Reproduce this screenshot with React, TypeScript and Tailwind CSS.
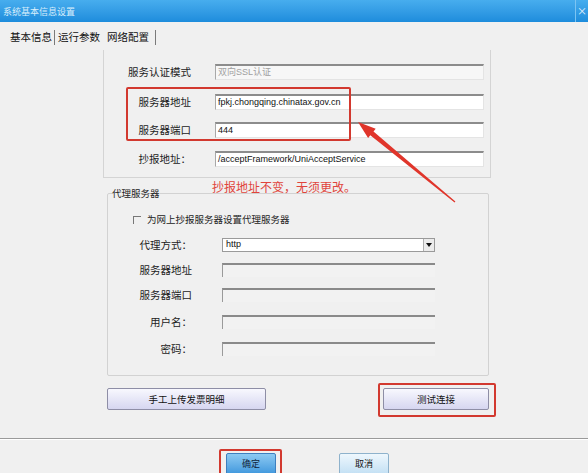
import React from 'react';

const cjk = { fontFamily: '"Noto Sans CJK SC", "Liberation Sans", sans-serif' };
const latin = { fontFamily: '"Liberation Sans", "Noto Sans CJK SC", sans-serif' };

type RowProps = {
	label: string;
	value?: string;
	muted?: boolean;
	mt: string;
};

function ServerRow({ label, value, muted, mt }: RowProps) {
	return (
		<div className={`flex h-[16px] items-center ${mt}`}>
			<div className="w-[87px] text-right text-[10.5px] leading-none text-[#222]">
				{label}
			</div>
			<div
				className={`ml-[24px] flex h-[16px] w-[269px] items-center border-t-2 border-l border-t-[#8c8c8c] border-l-[#a8a8a8] border-r border-b border-r-[#e4e4e4] border-b-[#e4e4e4] px-[2px] text-[9px] ${
					muted ? 'bg-[#f7f7f7] text-[#a0a0a0]' : 'bg-white text-[#111]'
				}`}
				style={latin}
			>
				{value}
			</div>
		</div>
	);
}

function ProxyRow({ label, mt }: { label: string; mt: string }) {
	return (
		<div className={`flex h-[14px] items-center ${mt}`}>
			<div className="w-[84px] text-right text-[10.5px] leading-none text-[#222]">
				{label}
			</div>
			<div className="ml-[30px] h-[14px] w-[213px] border-t-2 border-l border-t-[#8a8a8a] border-l-[#9a9a9a] bg-[#f2f2f2]" />
		</div>
	);
}

export default function App() {
	return (
		<div
			className="relative h-[473px] w-[588px] overflow-hidden bg-[#f0f0f0]"
			style={cjk}
		>
			{/* title bar */}
			<div className="flex h-[22px] items-center justify-between bg-gradient-to-b from-[#47adee] to-[#1d8cdc]">
				<span className="pl-[3px] text-[9px] leading-none text-[#d9eefb]">
					系统基本信息设置
				</span>
				<div className="flex h-full w-[13px] items-center justify-center border-l border-[#7cc4f2] text-[10px] leading-none text-[#e6f4fd]">
					×
				</div>
			</div>

			{/* tabs */}
			<div className="mt-[8px] flex h-[14px] items-center text-[10.5px] leading-none text-[#111]">
				<span className="ml-[10px]">基本信息</span>
				<span className="ml-[2px] h-[15px] w-px bg-[#7a7a7a]" />
				<span className="ml-[3px]">运行参数</span>
				<span className="ml-[7px]">网络配置</span>
				<span className="ml-[6px] h-[15px] w-px bg-[#7a7a7a]" />
			</div>

			{/* server panel */}
			<div className="ml-[103px] mt-[6px] h-[128px] w-[388px] border-r border-b border-l border-[#d4d4d4] pt-[14px]">
				<ServerRow label="服务认证模式" value="双向SSL认证" muted mt="mt-0" />
				<ServerRow
					label="服务器地址"
					value="fpkj.chongqing.chinatax.gov.cn"
					mt="mt-[14px]"
				/>
				<ServerRow label="服务器端口" value="444" mt="mt-[12px]" />
				<ServerRow
					label="抄报地址："
					value="/acceptFramework/UniAcceptService"
					mt="mt-[13px]"
				/>
			</div>

			{/* proxy group */}
			<fieldset className="ml-[107px] mt-[8px] w-[382px] rounded-[2px] border border-[#d2d2d2] pb-[19px]">
				<legend className="ml-[4px] text-[9.5px] leading-[14px] text-[#222]">
					代理服务器
				</legend>
				<div className="mt-[13px] flex h-[14px] items-center pl-[25px]">
					<span className="h-[8px] w-[8px] border-t border-l border-[#777]" />
					<span className="ml-[6px] text-[9.5px] leading-none text-[#222]">
						为网上抄报服务器设置代理服务器
					</span>
				</div>
				<div className="mt-[11px] flex h-[14px] items-center">
					<div className="w-[84px] text-right text-[10.5px] leading-none text-[#222]">
						代理方式：
					</div>
					<div className="ml-[30px] flex h-[14px] w-[213px] items-center border border-[#9a9a9a] bg-white">
						<span className="flex-1 pl-[3px] text-[9px] text-[#111]" style={latin}>
							http
						</span>
						<span className="flex h-full w-[11px] items-center justify-center border-l border-[#b0b0b0] bg-[#ececec]">
							<svg width="6" height="4" viewBox="0 0 6 4">
								<path d="M0 0h6L3 4z" fill="#111" />
							</svg>
						</span>
					</div>
				</div>
				<ProxyRow label="服务器地址" mt="mt-[11px]" />
				<ProxyRow label="服务器端口" mt="mt-[11px]" />
				<ProxyRow label="用户名：" mt="mt-[13px]" />
				<ProxyRow label="密码：" mt="mt-[13px]" />
			</fieldset>

			{/* action buttons */}
			<div className="mt-[12px] flex h-[22px]">
				<button className="ml-[107px] h-[22px] w-[159px] rounded-[2px] border border-[#8e8ea6] bg-gradient-to-b from-[#f8f8fe] to-[#d6d6f0] text-[9.5px] text-[#111]">
					手工上传发票明细
				</button>
				<button className="ml-[117px] h-[22px] w-[106px] rounded-[2px] border border-[#8e8ea6] bg-gradient-to-b from-[#f8f8fe] to-[#d6d6f0] text-[9.5px] text-[#111]">
					测试连接
				</button>
			</div>

			{/* separator */}
			<div className="mt-[28px] h-px w-full bg-[#9a9a9a]" />
			<div className="h-px w-full bg-white" />

			{/* dialog buttons */}
			<div className="mt-[13px] flex">
				<button className="ml-[226px] h-[22px] w-[50px] rounded-[2px] border border-[#3d7fbf] bg-gradient-to-b from-[#8ccaf2] to-[#3f98dd] text-[9px] text-[#10243a]">
					确定
				</button>
				<button className="ml-[63px] h-[22px] w-[50px] rounded-[2px] border border-[#8eb2cc] bg-gradient-to-b from-[#eef7fd] to-[#c3e0f4] text-[9px] text-[#111]">
					取消
				</button>
			</div>

			{/* annotations */}
			<div className="absolute left-[126px] top-[87px] h-[54px] w-[225px] rounded-[2px] border-2 border-[#d2392f]" />
			<div className="absolute left-[378px] top-[383px] h-[34px] w-[118px] rounded-[2px] border-2 border-[#d2392f]" />
			<div className="absolute left-[219px] top-[449px] h-[30px] w-[63px] rounded-[2px] border-2 border-[#d2392f]" />
			<div className="absolute left-[212px] top-[179px] text-[12px] leading-[16px] text-[#e0453c]">
				抄报地址不变，无须更改。
			</div>
			<svg
				className="pointer-events-none absolute left-0 top-0"
				width="588"
				height="473"
				viewBox="0 0 588 473"
			>
				<polygon
					points="358,122 368.1,138 370.3,135.3 454.6,202.5 455.4,201.5 373.5,131.5 375.7,128.8"
					fill="#e0352b"
				/>
			</svg>
		</div>
	);
}
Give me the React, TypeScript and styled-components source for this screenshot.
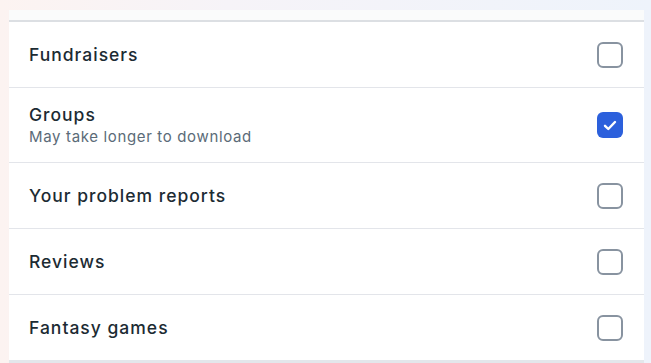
import React from "react";
import styled, { createGlobalStyle } from "styled-components";

const Global = createGlobalStyle`
  html, body { margin: 0; padding: 0; }
  body {
    width: 651px;
    height: 363px;
    overflow: hidden;
    background: linear-gradient(90deg, #fcf3f1 0%, #f6f3f8 35%, #eef3fb 100%);
    font-family: Inter, "Noto Sans", sans-serif;
  }
`;

const Page = styled.div`
  padding: 10px 7px 0 9px;
  height: 363px;
  box-sizing: border-box;
`;

const Panel = styled.div`
  background: #ffffff;
  display: flex;
  flex-direction: column;
`;

const TopStrip = styled.div`
  height: 10px;
  background: #fafbfb;
  border-bottom: 2px solid #dcdfe3;
`;

const Row = styled.label<{ $tall?: boolean }>`
  display: flex;
  align-items: center;
  justify-content: space-between;
  height: ${(p) => (p.$tall ? 74 : 65)}px;
  padding: 0 21px 0 20px;
  border-bottom: 1px solid #e3e5ea;
  box-sizing: content-box;
  &:last-child {
    border-bottom: 3px solid #e3e7eb;
  }
`;

const Texts = styled.div`
  display: flex;
  flex-direction: column;
  gap: 1px;
`;

const Title = styled.span`
  font-size: 17.5px;
  line-height: 22px;
  font-weight: 500;
  color: #1c2b33;
  letter-spacing: 1px;
`;

const Sub = styled.span`
  font-size: 15px;
  line-height: 20px;
  color: #5b6b78;
  letter-spacing: 0.65px;
`;

const Box = styled.span<{ $checked?: boolean }>`
  width: 26px;
  height: 26px;
  box-sizing: border-box;
  border-radius: 6px;
  border: ${(p) => (p.$checked ? "none" : "2.5px solid #8893a0")};
  background: ${(p) => (p.$checked ? "#2c60dc" : "#ffffff")};
  display: flex;
  align-items: center;
  justify-content: center;
`;

const items = [
  { title: "Fundraisers" },
  { title: "Groups", sub: "May take longer to download", checked: true },
  { title: "Your problem reports" },
  { title: "Reviews" },
  { title: "Fantasy games" },
];

export default function App() {
  return (
    <>
      <Global />
      <Page>
        <Panel>
          <TopStrip />
          {items.map((it) => (
            <Row key={it.title} $tall={!!it.sub}>
              <Texts>
                <Title>{it.title}</Title>
                {it.sub && <Sub>{it.sub}</Sub>}
              </Texts>
              <Box $checked={it.checked}>
                {it.checked && (
                  <svg width="14" height="11" viewBox="0 0 14 11">
                    <path d="M2 5.8 L5.3 9 L12 2" fill="none" stroke="#fff" strokeWidth="2.4" strokeLinecap="round" strokeLinejoin="round" />
                  </svg>
                )}
              </Box>
            </Row>
          ))}
        </Panel>
      </Page>
    </>
  );
}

#### Prompt:
From the material above, copy each line that includes the word "this".

#### Task response:
Reproduce this screenshot with React, TypeScript and Tailwind CSS.
Give me the React, TypeScript and styled-components source for this screenshot.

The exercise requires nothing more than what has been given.